* _Set task_
Search the material for the string "components", then report how many lines hold it, with no other text.

[BEGIN]

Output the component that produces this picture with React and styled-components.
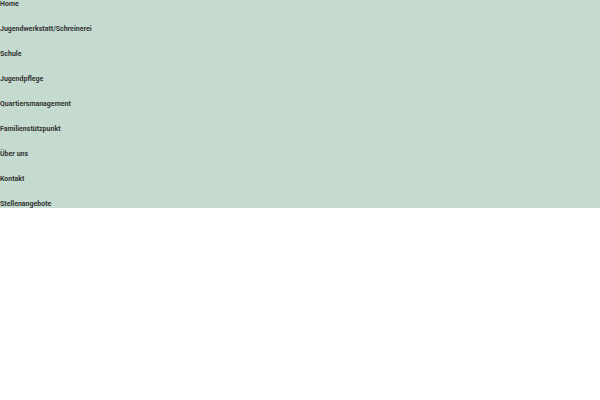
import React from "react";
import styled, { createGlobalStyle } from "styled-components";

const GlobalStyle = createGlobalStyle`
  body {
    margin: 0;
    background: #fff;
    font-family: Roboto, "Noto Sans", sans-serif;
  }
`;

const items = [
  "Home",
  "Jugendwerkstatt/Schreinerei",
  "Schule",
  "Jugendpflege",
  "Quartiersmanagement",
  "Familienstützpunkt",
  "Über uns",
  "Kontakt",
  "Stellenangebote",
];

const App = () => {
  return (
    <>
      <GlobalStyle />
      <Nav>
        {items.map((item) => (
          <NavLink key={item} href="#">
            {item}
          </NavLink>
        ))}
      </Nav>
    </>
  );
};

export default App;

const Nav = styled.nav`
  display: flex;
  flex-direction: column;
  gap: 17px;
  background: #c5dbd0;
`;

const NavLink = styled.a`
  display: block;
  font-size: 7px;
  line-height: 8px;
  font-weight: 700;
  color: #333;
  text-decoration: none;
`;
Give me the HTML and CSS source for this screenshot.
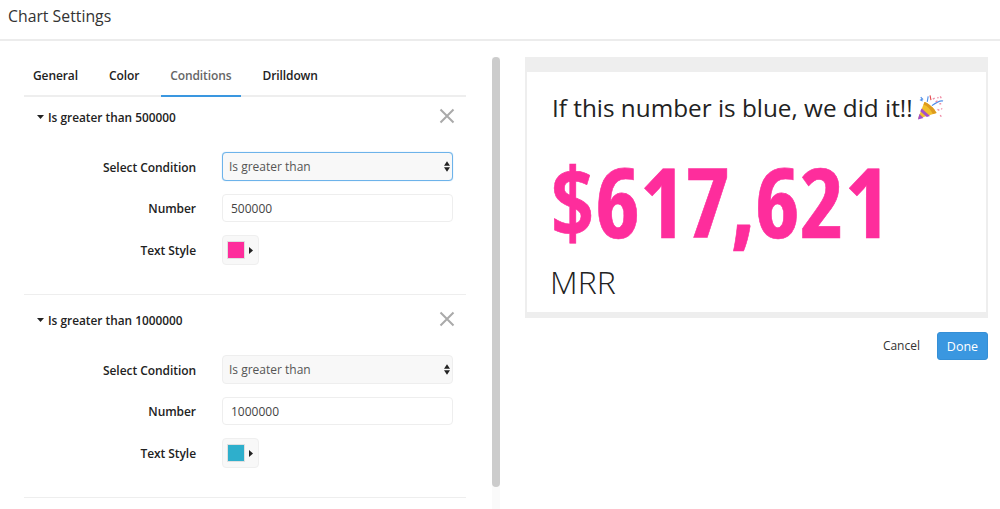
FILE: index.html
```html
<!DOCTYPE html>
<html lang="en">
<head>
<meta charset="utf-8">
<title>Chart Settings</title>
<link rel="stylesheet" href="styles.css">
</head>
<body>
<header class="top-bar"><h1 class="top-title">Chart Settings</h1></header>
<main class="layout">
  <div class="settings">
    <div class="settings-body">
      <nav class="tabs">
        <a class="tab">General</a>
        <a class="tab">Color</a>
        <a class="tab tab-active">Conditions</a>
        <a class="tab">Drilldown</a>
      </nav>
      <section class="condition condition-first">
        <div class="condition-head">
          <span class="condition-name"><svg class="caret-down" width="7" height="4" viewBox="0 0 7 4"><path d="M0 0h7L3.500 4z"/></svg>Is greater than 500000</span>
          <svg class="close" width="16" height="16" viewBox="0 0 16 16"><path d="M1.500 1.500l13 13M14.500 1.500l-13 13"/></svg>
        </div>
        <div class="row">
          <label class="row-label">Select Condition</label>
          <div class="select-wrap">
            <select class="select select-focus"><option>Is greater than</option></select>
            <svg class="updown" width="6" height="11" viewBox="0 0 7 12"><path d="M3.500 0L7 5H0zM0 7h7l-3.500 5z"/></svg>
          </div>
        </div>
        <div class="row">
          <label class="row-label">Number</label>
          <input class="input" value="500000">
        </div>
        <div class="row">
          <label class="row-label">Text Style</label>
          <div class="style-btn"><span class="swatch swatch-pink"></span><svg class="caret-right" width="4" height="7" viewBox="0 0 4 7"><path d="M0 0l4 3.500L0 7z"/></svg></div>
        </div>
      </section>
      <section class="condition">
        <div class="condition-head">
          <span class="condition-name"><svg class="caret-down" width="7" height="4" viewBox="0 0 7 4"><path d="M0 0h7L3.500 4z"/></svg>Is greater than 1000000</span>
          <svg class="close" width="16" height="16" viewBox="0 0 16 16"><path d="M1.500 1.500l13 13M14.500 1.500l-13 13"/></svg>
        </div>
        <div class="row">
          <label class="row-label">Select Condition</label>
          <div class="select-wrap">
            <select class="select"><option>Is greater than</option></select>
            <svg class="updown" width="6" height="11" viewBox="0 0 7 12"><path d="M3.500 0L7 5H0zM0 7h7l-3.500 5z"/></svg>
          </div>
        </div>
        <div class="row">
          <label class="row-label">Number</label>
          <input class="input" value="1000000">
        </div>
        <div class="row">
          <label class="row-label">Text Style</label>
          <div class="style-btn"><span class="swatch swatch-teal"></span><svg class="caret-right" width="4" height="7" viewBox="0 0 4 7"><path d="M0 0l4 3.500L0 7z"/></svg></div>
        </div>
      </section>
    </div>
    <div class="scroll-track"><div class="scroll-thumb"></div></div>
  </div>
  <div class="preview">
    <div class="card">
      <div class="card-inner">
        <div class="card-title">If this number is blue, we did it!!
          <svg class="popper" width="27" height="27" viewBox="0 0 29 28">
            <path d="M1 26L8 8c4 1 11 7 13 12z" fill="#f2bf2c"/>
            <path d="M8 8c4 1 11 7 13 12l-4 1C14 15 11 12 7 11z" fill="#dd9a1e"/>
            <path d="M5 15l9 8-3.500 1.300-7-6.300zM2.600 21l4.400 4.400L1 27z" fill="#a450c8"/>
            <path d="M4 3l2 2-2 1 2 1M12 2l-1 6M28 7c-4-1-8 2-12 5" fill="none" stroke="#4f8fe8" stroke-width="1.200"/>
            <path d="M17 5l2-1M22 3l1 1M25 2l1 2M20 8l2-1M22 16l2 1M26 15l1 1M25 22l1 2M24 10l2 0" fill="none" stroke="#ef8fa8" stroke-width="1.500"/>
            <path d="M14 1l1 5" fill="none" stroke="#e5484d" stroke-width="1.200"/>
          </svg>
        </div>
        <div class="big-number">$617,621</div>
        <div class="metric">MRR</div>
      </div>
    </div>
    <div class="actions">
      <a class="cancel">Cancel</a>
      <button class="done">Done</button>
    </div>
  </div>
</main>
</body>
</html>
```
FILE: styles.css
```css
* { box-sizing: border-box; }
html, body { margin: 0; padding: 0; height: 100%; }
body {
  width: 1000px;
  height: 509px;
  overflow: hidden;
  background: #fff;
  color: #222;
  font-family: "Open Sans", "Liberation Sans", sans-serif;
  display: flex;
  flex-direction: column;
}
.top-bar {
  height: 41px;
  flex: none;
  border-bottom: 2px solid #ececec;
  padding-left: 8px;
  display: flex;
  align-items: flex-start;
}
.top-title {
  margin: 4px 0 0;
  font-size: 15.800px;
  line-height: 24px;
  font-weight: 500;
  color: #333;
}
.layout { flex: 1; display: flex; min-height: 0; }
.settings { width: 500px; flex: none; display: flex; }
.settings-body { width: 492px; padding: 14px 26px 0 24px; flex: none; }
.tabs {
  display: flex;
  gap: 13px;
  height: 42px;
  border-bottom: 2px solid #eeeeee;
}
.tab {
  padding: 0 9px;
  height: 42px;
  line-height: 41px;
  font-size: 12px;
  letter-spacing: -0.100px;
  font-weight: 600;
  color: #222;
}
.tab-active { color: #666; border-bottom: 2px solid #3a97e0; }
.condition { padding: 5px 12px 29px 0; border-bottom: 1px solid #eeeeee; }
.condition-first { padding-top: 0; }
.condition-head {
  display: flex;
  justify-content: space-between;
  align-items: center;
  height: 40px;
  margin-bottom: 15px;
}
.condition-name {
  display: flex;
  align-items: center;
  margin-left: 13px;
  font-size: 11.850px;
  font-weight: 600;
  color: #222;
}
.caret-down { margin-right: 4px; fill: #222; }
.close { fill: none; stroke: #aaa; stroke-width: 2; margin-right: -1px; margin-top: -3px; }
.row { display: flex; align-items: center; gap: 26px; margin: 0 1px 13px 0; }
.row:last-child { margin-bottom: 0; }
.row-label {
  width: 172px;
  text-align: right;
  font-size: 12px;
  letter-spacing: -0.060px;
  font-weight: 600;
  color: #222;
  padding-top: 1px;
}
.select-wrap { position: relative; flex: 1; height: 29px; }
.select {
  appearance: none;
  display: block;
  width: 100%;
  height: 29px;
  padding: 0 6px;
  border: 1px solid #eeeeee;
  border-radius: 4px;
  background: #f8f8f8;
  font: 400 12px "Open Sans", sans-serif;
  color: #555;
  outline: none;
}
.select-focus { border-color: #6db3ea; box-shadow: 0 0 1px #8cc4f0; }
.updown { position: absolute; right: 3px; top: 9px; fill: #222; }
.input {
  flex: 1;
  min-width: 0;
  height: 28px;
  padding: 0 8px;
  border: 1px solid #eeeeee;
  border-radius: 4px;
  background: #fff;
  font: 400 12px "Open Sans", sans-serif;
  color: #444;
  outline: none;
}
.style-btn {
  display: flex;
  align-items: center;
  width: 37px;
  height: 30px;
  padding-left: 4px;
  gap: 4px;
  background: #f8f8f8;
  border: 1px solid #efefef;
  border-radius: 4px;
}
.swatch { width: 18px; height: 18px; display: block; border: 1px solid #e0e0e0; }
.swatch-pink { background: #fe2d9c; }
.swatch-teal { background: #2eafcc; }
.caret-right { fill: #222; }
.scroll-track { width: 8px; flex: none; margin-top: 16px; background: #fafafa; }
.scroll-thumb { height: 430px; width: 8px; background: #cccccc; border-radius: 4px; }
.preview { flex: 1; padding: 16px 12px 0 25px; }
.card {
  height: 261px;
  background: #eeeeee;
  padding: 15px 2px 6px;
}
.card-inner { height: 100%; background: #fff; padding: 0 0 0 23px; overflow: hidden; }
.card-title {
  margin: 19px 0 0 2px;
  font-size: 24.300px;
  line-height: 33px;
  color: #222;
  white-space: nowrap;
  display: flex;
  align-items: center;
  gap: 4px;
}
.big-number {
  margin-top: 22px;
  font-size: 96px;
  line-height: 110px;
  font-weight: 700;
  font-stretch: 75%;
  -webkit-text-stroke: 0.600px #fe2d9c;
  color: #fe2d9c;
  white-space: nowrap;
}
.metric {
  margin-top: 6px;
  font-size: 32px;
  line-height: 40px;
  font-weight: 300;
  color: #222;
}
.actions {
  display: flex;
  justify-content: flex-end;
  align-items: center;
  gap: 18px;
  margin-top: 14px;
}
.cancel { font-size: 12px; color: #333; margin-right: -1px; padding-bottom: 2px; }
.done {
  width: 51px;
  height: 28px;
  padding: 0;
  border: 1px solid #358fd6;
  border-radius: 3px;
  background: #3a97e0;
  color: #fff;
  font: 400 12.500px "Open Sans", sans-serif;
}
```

[END]

* _Answer for this exercise_
2